Written instruction » Only the lines from the first one through the line with "w-[1234px] overflow-hidden flex" should be printed, exactly as they appear.

_ _ _ _ _

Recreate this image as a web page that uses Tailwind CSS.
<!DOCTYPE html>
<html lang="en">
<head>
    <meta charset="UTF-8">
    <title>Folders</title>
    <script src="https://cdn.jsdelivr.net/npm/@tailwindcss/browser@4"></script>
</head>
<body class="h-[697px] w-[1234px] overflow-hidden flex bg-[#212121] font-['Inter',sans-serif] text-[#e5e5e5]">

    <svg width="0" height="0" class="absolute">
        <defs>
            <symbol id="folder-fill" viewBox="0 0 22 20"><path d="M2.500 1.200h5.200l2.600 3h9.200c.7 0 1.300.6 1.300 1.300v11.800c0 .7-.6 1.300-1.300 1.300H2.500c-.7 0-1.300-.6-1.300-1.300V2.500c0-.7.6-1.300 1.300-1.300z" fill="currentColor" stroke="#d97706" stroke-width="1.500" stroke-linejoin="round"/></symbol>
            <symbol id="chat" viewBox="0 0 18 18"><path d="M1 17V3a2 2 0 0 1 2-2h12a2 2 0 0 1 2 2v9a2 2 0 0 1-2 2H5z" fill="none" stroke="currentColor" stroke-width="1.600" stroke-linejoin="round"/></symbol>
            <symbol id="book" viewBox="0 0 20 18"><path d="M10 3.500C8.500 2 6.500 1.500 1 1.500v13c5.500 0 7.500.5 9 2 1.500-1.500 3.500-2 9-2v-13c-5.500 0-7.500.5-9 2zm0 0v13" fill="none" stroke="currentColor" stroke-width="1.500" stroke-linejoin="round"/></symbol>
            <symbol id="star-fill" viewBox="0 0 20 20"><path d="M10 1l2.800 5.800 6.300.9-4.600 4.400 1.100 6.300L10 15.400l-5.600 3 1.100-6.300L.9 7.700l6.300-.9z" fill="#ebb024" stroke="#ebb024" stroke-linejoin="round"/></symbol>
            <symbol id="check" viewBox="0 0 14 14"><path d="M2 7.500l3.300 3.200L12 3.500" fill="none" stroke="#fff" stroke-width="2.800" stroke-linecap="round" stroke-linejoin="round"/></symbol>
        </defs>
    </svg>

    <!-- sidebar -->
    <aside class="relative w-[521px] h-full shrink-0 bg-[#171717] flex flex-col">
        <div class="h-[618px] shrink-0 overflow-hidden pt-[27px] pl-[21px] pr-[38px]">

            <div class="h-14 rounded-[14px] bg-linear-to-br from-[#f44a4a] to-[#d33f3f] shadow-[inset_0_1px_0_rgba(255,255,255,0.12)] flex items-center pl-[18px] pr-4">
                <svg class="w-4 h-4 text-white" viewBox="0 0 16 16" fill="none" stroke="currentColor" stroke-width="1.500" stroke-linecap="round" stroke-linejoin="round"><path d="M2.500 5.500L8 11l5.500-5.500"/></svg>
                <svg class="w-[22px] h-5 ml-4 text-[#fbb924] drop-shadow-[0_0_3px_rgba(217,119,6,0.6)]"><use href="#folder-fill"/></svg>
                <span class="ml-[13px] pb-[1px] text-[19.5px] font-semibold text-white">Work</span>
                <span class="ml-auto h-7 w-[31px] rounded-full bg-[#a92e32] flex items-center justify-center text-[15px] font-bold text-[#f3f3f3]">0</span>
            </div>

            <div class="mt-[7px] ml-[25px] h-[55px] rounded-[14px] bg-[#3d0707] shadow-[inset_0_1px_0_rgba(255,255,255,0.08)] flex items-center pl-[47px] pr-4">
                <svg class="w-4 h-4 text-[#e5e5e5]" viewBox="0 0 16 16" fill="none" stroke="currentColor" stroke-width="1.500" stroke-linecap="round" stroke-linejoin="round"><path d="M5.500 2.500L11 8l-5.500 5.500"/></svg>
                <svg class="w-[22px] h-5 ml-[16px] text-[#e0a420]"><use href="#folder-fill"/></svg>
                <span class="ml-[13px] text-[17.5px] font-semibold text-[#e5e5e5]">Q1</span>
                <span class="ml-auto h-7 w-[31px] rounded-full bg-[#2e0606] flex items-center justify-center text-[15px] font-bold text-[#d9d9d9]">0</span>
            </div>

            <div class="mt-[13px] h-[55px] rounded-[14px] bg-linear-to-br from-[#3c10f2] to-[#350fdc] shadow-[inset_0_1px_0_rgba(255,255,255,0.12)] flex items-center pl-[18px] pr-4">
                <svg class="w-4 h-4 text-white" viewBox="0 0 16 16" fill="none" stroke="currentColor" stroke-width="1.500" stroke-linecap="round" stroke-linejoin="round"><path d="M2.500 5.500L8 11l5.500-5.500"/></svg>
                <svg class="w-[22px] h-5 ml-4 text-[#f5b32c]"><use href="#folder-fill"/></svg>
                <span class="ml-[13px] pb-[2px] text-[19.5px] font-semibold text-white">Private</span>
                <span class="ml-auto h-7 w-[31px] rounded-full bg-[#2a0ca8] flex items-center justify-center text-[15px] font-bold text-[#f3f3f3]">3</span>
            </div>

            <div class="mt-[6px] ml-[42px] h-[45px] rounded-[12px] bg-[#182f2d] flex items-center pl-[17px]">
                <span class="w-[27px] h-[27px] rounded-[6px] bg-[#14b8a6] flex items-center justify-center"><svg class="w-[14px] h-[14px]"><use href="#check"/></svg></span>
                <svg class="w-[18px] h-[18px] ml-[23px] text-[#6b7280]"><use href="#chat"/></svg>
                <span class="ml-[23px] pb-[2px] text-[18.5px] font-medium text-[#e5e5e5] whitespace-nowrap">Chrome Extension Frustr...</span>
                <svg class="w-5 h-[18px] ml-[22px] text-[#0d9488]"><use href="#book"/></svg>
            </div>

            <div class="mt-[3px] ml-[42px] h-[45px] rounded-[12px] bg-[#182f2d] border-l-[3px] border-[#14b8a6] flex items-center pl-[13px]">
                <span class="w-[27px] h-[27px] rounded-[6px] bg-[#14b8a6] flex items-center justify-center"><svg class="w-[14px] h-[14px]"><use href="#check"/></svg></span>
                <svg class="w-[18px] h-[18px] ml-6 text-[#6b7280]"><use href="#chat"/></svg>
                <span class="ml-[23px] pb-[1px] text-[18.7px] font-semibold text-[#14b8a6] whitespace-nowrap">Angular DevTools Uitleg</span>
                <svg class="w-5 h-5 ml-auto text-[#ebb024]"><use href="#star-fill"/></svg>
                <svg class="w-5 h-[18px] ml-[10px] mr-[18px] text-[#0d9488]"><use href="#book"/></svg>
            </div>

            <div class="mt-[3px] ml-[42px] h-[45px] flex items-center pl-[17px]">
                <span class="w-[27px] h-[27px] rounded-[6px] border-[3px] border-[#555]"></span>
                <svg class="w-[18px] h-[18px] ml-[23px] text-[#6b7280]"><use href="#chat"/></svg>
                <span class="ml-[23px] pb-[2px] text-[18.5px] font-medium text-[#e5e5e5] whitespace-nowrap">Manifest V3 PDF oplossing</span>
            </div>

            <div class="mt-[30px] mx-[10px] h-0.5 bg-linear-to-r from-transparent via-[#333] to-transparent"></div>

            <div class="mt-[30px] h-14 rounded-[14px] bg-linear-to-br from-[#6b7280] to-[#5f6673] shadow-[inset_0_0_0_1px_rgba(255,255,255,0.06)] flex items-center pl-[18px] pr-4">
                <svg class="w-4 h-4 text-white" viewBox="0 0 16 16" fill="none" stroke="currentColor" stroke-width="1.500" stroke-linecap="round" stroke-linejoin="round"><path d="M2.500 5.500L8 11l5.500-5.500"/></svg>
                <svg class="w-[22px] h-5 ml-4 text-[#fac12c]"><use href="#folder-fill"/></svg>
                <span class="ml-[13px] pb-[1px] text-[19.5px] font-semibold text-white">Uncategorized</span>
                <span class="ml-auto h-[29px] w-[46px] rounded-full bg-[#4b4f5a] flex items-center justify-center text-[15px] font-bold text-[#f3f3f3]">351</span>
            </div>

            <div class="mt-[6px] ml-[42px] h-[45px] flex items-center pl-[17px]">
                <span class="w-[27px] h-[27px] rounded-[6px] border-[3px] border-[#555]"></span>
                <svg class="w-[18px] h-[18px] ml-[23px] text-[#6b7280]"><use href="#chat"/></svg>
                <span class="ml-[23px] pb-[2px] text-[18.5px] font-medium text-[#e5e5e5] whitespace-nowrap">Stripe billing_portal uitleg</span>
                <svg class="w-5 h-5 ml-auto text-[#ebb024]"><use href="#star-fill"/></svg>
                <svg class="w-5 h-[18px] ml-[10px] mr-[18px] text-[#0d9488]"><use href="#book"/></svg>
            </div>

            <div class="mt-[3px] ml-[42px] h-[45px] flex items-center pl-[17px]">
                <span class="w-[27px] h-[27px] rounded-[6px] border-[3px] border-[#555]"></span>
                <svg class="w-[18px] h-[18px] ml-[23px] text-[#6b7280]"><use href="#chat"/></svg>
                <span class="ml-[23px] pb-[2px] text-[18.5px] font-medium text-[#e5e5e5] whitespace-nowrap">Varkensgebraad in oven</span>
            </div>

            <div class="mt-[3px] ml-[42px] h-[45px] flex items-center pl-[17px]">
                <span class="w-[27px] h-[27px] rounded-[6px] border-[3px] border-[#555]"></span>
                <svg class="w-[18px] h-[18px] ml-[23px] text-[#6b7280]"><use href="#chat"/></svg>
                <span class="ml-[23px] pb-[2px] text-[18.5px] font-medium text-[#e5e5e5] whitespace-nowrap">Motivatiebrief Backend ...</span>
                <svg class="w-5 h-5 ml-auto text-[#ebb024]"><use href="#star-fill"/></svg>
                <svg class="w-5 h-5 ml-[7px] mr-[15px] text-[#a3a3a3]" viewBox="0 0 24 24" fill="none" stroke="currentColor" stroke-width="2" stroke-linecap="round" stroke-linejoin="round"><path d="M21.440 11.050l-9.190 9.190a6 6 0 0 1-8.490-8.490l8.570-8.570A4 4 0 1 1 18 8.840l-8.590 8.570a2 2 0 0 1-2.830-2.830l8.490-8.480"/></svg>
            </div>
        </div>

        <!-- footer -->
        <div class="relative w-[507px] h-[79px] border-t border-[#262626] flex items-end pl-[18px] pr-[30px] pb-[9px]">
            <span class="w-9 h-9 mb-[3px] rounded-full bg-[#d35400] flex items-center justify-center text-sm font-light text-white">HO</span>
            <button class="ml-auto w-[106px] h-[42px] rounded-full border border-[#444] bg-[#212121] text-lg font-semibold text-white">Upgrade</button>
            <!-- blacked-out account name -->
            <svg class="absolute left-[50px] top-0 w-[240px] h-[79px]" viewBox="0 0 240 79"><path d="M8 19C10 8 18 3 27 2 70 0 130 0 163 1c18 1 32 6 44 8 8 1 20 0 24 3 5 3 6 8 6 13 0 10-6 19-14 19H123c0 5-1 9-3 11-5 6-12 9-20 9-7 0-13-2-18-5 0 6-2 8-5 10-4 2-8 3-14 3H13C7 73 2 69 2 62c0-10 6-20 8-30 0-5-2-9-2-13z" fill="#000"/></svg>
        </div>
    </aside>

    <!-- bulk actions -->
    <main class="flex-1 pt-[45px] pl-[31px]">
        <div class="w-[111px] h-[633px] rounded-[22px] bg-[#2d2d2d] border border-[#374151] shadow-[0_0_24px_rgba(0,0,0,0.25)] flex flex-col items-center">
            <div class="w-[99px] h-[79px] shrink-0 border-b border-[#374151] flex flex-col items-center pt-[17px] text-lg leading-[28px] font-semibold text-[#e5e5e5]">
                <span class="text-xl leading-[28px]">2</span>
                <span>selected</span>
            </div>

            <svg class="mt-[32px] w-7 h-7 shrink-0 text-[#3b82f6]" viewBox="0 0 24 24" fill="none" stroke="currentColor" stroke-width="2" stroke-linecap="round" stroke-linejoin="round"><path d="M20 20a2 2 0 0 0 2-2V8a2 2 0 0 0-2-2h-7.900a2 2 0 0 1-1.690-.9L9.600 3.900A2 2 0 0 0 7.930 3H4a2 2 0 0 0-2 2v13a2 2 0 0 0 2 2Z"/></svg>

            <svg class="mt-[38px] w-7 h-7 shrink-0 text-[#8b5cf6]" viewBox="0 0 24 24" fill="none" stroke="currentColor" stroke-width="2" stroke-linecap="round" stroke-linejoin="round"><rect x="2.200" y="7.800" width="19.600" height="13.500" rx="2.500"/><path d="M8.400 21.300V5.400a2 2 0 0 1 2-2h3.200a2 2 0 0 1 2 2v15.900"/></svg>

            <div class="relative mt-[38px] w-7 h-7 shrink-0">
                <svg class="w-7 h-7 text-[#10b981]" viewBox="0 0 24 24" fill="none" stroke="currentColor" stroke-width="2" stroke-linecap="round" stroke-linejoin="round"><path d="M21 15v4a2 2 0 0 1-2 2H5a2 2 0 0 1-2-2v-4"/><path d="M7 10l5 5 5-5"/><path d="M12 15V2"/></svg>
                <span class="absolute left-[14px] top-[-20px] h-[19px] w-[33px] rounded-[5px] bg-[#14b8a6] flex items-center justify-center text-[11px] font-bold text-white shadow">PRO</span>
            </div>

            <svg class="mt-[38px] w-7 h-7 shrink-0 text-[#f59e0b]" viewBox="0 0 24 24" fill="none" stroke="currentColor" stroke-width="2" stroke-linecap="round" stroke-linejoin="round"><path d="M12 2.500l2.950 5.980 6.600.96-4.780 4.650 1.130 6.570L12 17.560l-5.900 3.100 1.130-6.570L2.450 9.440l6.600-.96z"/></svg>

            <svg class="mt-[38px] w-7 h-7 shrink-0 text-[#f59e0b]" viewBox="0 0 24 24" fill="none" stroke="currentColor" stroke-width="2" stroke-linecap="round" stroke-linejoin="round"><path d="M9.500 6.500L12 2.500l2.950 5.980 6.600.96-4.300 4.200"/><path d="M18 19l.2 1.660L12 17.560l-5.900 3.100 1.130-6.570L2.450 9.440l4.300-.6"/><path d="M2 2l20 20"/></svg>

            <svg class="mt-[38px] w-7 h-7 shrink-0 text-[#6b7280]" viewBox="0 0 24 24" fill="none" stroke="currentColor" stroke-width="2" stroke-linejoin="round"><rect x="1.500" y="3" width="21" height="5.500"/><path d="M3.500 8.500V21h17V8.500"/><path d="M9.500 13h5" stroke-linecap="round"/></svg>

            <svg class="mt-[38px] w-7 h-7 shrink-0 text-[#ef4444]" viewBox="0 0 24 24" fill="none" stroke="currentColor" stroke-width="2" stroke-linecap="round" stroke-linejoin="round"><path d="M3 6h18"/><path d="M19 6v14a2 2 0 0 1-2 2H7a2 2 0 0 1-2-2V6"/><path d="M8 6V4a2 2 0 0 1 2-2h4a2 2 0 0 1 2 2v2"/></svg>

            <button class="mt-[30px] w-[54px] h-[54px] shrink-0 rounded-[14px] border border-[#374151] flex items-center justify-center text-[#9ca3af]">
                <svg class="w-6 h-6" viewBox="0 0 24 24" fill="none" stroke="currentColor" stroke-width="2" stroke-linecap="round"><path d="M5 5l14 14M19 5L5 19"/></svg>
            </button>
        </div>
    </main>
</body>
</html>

_ _ _ _ _

Solution for this task »
Recreate this image as a web page that uses Tailwind CSS.
<!DOCTYPE html>
<html lang="en">
<head>
    <meta charset="UTF-8">
    <title>Folders</title>
    <script src="https://cdn.jsdelivr.net/npm/@tailwindcss/browser@4"></script>
</head>
<body class="h-[697px] w-[1234px] overflow-hidden flex bg-[#212121] font-['Inter',sans-serif] text-[#e5e5e5]">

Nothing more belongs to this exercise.